__SHORT EXERCISE__
Copy the data exactly as it appears, and do not include any pictures.

__SOURCE DATA__
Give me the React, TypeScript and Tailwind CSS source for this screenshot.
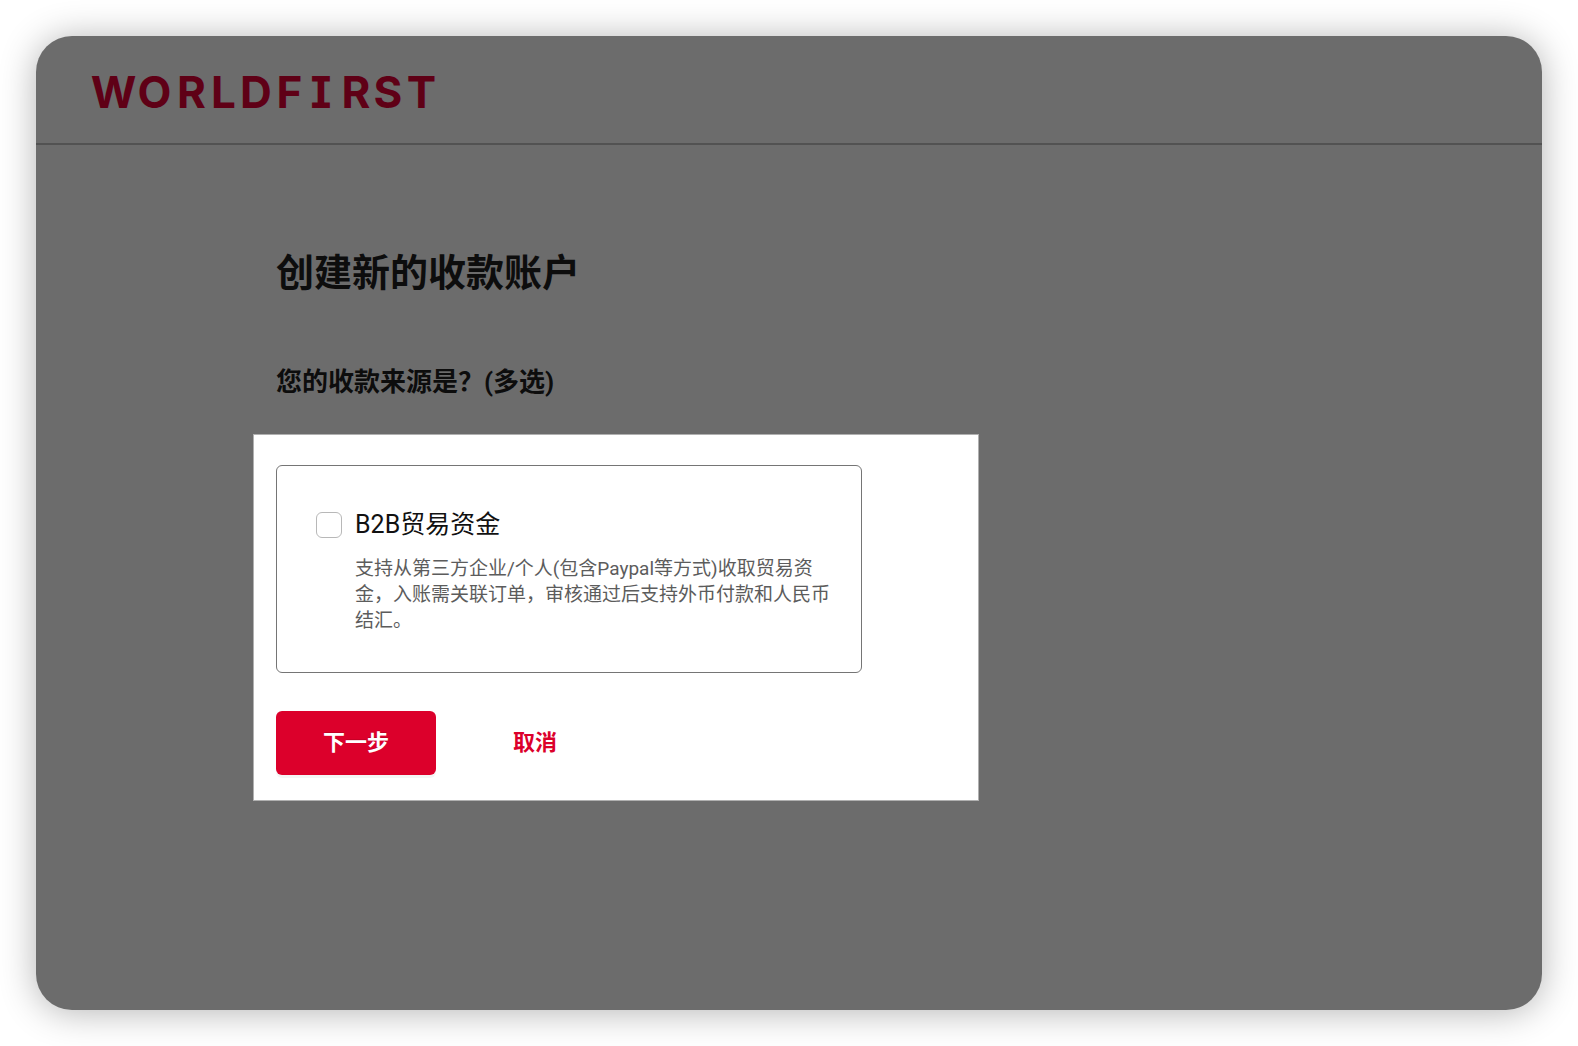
function Logo() {
  return (
    <svg width="348" height="60" viewBox="90 62 348 60" role="img" aria-label="WorldFirst">
      {/* cv08 gives the capital I its slab serifs */}
      <text
        x="113.5 154.5 191.5 223.5 256 289.5 321 356 388 421.5"
        y="108"
        textAnchor="middle"
        className="fill-[#5f0016] font-['Inter',sans-serif] text-[44px] font-bold [font-feature-settings:'cv08']"
      >
        WORLDFIRST
      </text>
    </svg>
  );
}

const sources = [
  {
    id: 'b2b',
    title: 'B2B贸易资金',
    desc: '支持从第三方企业/个人(包含Paypal等方式)收取贸易资金，入账需关联订单，审核通过后支持外币付款和人民币结汇。',
  },
];

export default function App() {
  return (
    <div lang="zh-CN" className="min-h-screen bg-white p-9 flex flex-col font-['Roboto','Noto_Sans_CJK_SC',sans-serif]">
      <div className="flex-1 rounded-[36px] overflow-hidden bg-[#6c6c6c] shadow-[0_2px_36px_rgba(0,0,0,0.3)]">
        <header className="h-[109px] flex items-center px-[54px] pt-[5px] border-b-2 border-[#525252]">
          <Logo />
        </header>

        <main className="pt-[108px] px-[217px] pb-16 text-[#0d0d0d]">
          <h1 className="ml-[23px] text-[38px] leading-10 font-bold">创建新的收款账户</h1>
          <h2 className="ml-[23px] mt-[73px] text-[26px] leading-8 font-bold">您的收款来源是？(多选)</h2>

          <form className="mt-9 max-w-[726px] bg-white border border-[#b0b0b0] px-[22px] pt-[30px] pb-[25px]">
            {sources.map(({ id, title, desc }) => (
              <div key={id} className="max-w-[586px] h-[208px] flex items-start gap-[13px] rounded-md border border-[#757575] pl-[39px] pr-5 pt-[43px]">
                <input
                  id={id}
                  type="checkbox"
                  aria-describedby={`${id}-desc`}
                  className="mt-[3px] size-[26px] shrink-0 appearance-none rounded-md border border-[#b8b8b8] bg-white checked:bg-[#dc002b]"
                />
                <div>
                  <label htmlFor={id} className="block text-[25px] leading-8 text-[#111]">{title}</label>
                  <p id={`${id}-desc`} className="mt-[15px] text-[19px] leading-[26px] text-[#5c5c5c]">{desc}</p>
                </div>
              </div>
            ))}

            <div className="mt-[38px] flex gap-[19px] text-[22px] font-bold">
              <button type="button" className="w-40 h-16 pb-0.5 rounded-md bg-[#dc002b] text-white shadow-[0_3px_0_rgba(0,0,0,0.04)] [text-shadow:0_-1px_0_rgba(0,0,0,0.12)]">
                下一步
              </button>
              <button type="button" className="w-40 h-16 pb-0.5 text-[#dc002b]">取消</button>
            </div>
          </form>
        </main>
      </div>
    </div>
  );
}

__SOLUTION__
Give me the React, TypeScript and Tailwind CSS source for this screenshot.
function Logo() {
  return (
    <svg width="348" height="60" viewBox="90 62 348 60" role="img" aria-label="WorldFirst">
      {/* cv08 gives the capital I its slab serifs */}
      <text
        x="113.5 154.5 191.5 223.5 256 289.5 321 356 388 421.5"
        y="108"
        textAnchor="middle"
        className="fill-[#5f0016] font-['Inter',sans-serif] text-[44px] font-bold [font-feature-settings:'cv08']"
      >
        WORLDFIRST
      </text>
    </svg>
  );
}

const sources = [
  {
    id: 'b2b',
    title: 'B2B贸易资金',
    desc: '支持从第三方企业/个人(包含Paypal等方式)收取贸易资金，入账需关联订单，审核通过后支持外币付款和人民币结汇。',
  },
];

export default function App() {
  return (
    <div lang="zh-CN" className="min-h-screen bg-white p-9 flex flex-col font-['Roboto','Noto_Sans_CJK_SC',sans-serif]">
      <div className="flex-1 rounded-[36px] overflow-hidden bg-[#6c6c6c] shadow-[0_2px_36px_rgba(0,0,0,0.3)]">
        <header className="h-[109px] flex items-center px-[54px] pt-[5px] border-b-2 border-[#525252]">
          <Logo />
        </header>

        <main className="pt-[108px] px-[217px] pb-16 text-[#0d0d0d]">
          <h1 className="ml-[23px] text-[38px] leading-10 font-bold">创建新的收款账户</h1>
          <h2 className="ml-[23px] mt-[73px] text-[26px] leading-8 font-bold">您的收款来源是？(多选)</h2>

          <form className="mt-9 max-w-[726px] bg-white border border-[#b0b0b0] px-[22px] pt-[30px] pb-[25px]">
            {sources.map(({ id, title, desc }) => (
              <div key={id} className="max-w-[586px] h-[208px] flex items-start gap-[13px] rounded-md border border-[#757575] pl-[39px] pr-5 pt-[43px]">
                <input
                  id={id}
                  type="checkbox"
                  aria-describedby={`${id}-desc`}
                  className="mt-[3px] size-[26px] shrink-0 appearance-none rounded-md border border-[#b8b8b8] bg-white checked:bg-[#dc002b]"
                />
                <div>
                  <label htmlFor={id} className="block text-[25px] leading-8 text-[#111]">{title}</label>
                  <p id={`${id}-desc`} className="mt-[15px] text-[19px] leading-[26px] text-[#5c5c5c]">{desc}</p>
                </div>
              </div>
            ))}

            <div className="mt-[38px] flex gap-[19px] text-[22px] font-bold">
              <button type="button" className="w-40 h-16 pb-0.5 rounded-md bg-[#dc002b] text-white shadow-[0_3px_0_rgba(0,0,0,0.04)] [text-shadow:0_-1px_0_rgba(0,0,0,0.12)]">
                下一步
              </button>
              <button type="button" className="w-40 h-16 pb-0.5 text-[#dc002b]">取消</button>
            </div>
          </form>
        </main>
      </div>
    </div>
  );
}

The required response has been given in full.